- **Task instructions**:
Exclude the pictures, then repeat the remaining data exactly.

- **Given material**:

>>>

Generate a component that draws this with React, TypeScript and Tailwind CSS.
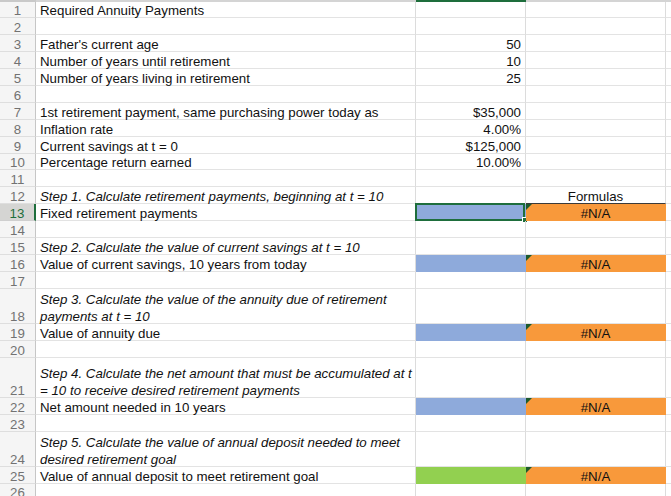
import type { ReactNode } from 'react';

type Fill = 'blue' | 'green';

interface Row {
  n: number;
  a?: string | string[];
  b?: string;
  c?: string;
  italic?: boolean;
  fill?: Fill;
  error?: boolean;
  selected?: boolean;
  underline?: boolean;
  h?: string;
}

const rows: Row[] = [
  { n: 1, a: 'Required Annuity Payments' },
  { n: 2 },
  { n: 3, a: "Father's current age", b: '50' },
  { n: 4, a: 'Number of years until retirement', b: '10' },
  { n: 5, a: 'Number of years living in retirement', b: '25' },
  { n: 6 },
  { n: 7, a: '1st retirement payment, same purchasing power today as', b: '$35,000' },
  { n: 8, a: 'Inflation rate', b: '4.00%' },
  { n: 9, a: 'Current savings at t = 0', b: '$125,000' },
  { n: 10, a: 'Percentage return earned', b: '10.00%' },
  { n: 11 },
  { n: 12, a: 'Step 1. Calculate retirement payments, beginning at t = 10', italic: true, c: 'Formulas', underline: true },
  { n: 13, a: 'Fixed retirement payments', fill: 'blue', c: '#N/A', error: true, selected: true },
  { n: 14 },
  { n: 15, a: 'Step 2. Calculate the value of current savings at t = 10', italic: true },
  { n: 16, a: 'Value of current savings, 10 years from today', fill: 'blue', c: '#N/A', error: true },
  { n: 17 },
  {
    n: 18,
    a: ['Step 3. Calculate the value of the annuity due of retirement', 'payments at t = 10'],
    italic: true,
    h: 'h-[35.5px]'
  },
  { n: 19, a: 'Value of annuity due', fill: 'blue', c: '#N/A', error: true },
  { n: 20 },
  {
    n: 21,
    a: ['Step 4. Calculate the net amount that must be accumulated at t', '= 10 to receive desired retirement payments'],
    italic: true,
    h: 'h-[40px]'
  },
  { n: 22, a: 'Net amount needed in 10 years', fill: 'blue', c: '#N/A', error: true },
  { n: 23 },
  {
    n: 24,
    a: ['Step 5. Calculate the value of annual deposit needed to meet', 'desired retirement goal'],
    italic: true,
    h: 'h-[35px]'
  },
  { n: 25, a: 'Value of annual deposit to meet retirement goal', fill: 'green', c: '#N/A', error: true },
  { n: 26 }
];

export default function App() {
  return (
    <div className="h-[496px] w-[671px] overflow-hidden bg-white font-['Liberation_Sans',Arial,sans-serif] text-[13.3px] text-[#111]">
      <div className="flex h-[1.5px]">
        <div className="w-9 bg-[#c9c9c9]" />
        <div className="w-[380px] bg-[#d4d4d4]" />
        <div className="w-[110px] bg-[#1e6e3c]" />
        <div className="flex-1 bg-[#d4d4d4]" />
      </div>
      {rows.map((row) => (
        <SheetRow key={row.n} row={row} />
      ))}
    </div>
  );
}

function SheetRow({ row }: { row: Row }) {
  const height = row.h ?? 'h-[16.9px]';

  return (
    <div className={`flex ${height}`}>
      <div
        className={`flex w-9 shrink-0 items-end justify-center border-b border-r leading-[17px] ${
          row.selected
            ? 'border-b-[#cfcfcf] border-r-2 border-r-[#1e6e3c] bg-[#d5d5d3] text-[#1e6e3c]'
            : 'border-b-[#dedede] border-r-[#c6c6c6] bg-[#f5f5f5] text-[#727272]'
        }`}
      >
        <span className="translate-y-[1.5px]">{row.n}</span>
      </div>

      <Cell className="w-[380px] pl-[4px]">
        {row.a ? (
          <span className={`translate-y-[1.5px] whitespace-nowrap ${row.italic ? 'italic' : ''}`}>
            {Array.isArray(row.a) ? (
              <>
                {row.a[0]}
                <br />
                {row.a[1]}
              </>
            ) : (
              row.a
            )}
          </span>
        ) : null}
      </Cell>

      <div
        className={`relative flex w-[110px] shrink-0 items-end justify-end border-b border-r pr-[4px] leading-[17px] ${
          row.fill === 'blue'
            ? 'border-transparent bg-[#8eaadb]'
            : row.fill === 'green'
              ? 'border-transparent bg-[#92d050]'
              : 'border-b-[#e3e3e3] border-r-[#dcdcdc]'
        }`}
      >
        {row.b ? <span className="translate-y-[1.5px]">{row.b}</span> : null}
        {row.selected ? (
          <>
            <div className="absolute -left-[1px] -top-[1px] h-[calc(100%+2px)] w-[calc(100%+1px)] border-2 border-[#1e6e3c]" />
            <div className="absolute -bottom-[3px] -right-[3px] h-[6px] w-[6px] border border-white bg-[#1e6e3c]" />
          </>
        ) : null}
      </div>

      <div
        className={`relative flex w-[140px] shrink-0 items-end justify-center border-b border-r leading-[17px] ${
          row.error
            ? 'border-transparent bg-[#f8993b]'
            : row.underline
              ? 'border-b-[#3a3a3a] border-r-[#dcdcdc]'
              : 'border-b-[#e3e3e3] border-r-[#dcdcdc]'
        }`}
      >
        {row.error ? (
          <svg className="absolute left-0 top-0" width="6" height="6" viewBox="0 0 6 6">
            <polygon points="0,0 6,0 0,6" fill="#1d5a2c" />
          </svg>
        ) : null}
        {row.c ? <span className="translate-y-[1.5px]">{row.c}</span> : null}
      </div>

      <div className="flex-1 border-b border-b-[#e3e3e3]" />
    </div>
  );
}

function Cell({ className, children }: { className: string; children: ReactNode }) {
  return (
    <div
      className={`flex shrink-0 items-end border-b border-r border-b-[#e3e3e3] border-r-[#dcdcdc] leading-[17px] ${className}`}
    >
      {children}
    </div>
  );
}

<<<

- **Answer to the problem**:
Generate a component that draws this with React, TypeScript and Tailwind CSS.
import type { ReactNode } from 'react';

type Fill = 'blue' | 'green';

interface Row {
  n: number;
  a?: string | string[];
  b?: string;
  c?: string;
  italic?: boolean;
  fill?: Fill;
  error?: boolean;
  selected?: boolean;
  underline?: boolean;
  h?: string;
}

const rows: Row[] = [
  { n: 1, a: 'Required Annuity Payments' },
  { n: 2 },
  { n: 3, a: "Father's current age", b: '50' },
  { n: 4, a: 'Number of years until retirement', b: '10' },
  { n: 5, a: 'Number of years living in retirement', b: '25' },
  { n: 6 },
  { n: 7, a: '1st retirement payment, same purchasing power today as', b: '$35,000' },
  { n: 8, a: 'Inflation rate', b: '4.00%' },
  { n: 9, a: 'Current savings at t = 0', b: '$125,000' },
  { n: 10, a: 'Percentage return earned', b: '10.00%' },
  { n: 11 },
  { n: 12, a: 'Step 1. Calculate retirement payments, beginning at t = 10', italic: true, c: 'Formulas', underline: true },
  { n: 13, a: 'Fixed retirement payments', fill: 'blue', c: '#N/A', error: true, selected: true },
  { n: 14 },
  { n: 15, a: 'Step 2. Calculate the value of current savings at t = 10', italic: true },
  { n: 16, a: 'Value of current savings, 10 years from today', fill: 'blue', c: '#N/A', error: true },
  { n: 17 },
  {
    n: 18,
    a: ['Step 3. Calculate the value of the annuity due of retirement', 'payments at t = 10'],
    italic: true,
    h: 'h-[35.5px]'
  },
  { n: 19, a: 'Value of annuity due', fill: 'blue', c: '#N/A', error: true },
  { n: 20 },
  {
    n: 21,
    a: ['Step 4. Calculate the net amount that must be accumulated at t', '= 10 to receive desired retirement payments'],
    italic: true,
    h: 'h-[40px]'
  },
  { n: 22, a: 'Net amount needed in 10 years', fill: 'blue', c: '#N/A', error: true },
  { n: 23 },
  {
    n: 24,
    a: ['Step 5. Calculate the value of annual deposit needed to meet', 'desired retirement goal'],
    italic: true,
    h: 'h-[35px]'
  },
  { n: 25, a: 'Value of annual deposit to meet retirement goal', fill: 'green', c: '#N/A', error: true },
  { n: 26 }
];

export default function App() {
  return (
    <div className="h-[496px] w-[671px] overflow-hidden bg-white font-['Liberation_Sans',Arial,sans-serif] text-[13.3px] text-[#111]">
      <div className="flex h-[1.5px]">
        <div className="w-9 bg-[#c9c9c9]" />
        <div className="w-[380px] bg-[#d4d4d4]" />
        <div className="w-[110px] bg-[#1e6e3c]" />
        <div className="flex-1 bg-[#d4d4d4]" />
      </div>
      {rows.map((row) => (
        <SheetRow key={row.n} row={row} />
      ))}
    </div>
  );
}

function SheetRow({ row }: { row: Row }) {
  const height = row.h ?? 'h-[16.9px]';

  return (
    <div className={`flex ${height}`}>
      <div
        className={`flex w-9 shrink-0 items-end justify-center border-b border-r leading-[17px] ${
          row.selected
            ? 'border-b-[#cfcfcf] border-r-2 border-r-[#1e6e3c] bg-[#d5d5d3] text-[#1e6e3c]'
            : 'border-b-[#dedede] border-r-[#c6c6c6] bg-[#f5f5f5] text-[#727272]'
        }`}
      >
        <span className="translate-y-[1.5px]">{row.n}</span>
      </div>

      <Cell className="w-[380px] pl-[4px]">
        {row.a ? (
          <span className={`translate-y-[1.5px] whitespace-nowrap ${row.italic ? 'italic' : ''}`}>
            {Array.isArray(row.a) ? (
              <>
                {row.a[0]}
                <br />
                {row.a[1]}
              </>
            ) : (
              row.a
            )}
          </span>
        ) : null}
      </Cell>

      <div
        className={`relative flex w-[110px] shrink-0 items-end justify-end border-b border-r pr-[4px] leading-[17px] ${
          row.fill === 'blue'
            ? 'border-transparent bg-[#8eaadb]'
            : row.fill === 'green'
              ? 'border-transparent bg-[#92d050]'
              : 'border-b-[#e3e3e3] border-r-[#dcdcdc]'
        }`}
      >
        {row.b ? <span className="translate-y-[1.5px]">{row.b}</span> : null}
        {row.selected ? (
          <>
            <div className="absolute -left-[1px] -top-[1px] h-[calc(100%+2px)] w-[calc(100%+1px)] border-2 border-[#1e6e3c]" />
            <div className="absolute -bottom-[3px] -right-[3px] h-[6px] w-[6px] border border-white bg-[#1e6e3c]" />
          </>
        ) : null}
      </div>

      <div
        className={`relative flex w-[140px] shrink-0 items-end justify-center border-b border-r leading-[17px] ${
          row.error
            ? 'border-transparent bg-[#f8993b]'
            : row.underline
              ? 'border-b-[#3a3a3a] border-r-[#dcdcdc]'
              : 'border-b-[#e3e3e3] border-r-[#dcdcdc]'
        }`}
      >
        {row.error ? (
          <svg className="absolute left-0 top-0" width="6" height="6" viewBox="0 0 6 6">
            <polygon points="0,0 6,0 0,6" fill="#1d5a2c" />
          </svg>
        ) : null}
        {row.c ? <span className="translate-y-[1.5px]">{row.c}</span> : null}
      </div>

      <div className="flex-1 border-b border-b-[#e3e3e3]" />
    </div>
  );
}

function Cell({ className, children }: { className: string; children: ReactNode }) {
  return (
    <div
      className={`flex shrink-0 items-end border-b border-r border-b-[#e3e3e3] border-r-[#dcdcdc] leading-[17px] ${className}`}
    >
      {children}
    </div>
  );
}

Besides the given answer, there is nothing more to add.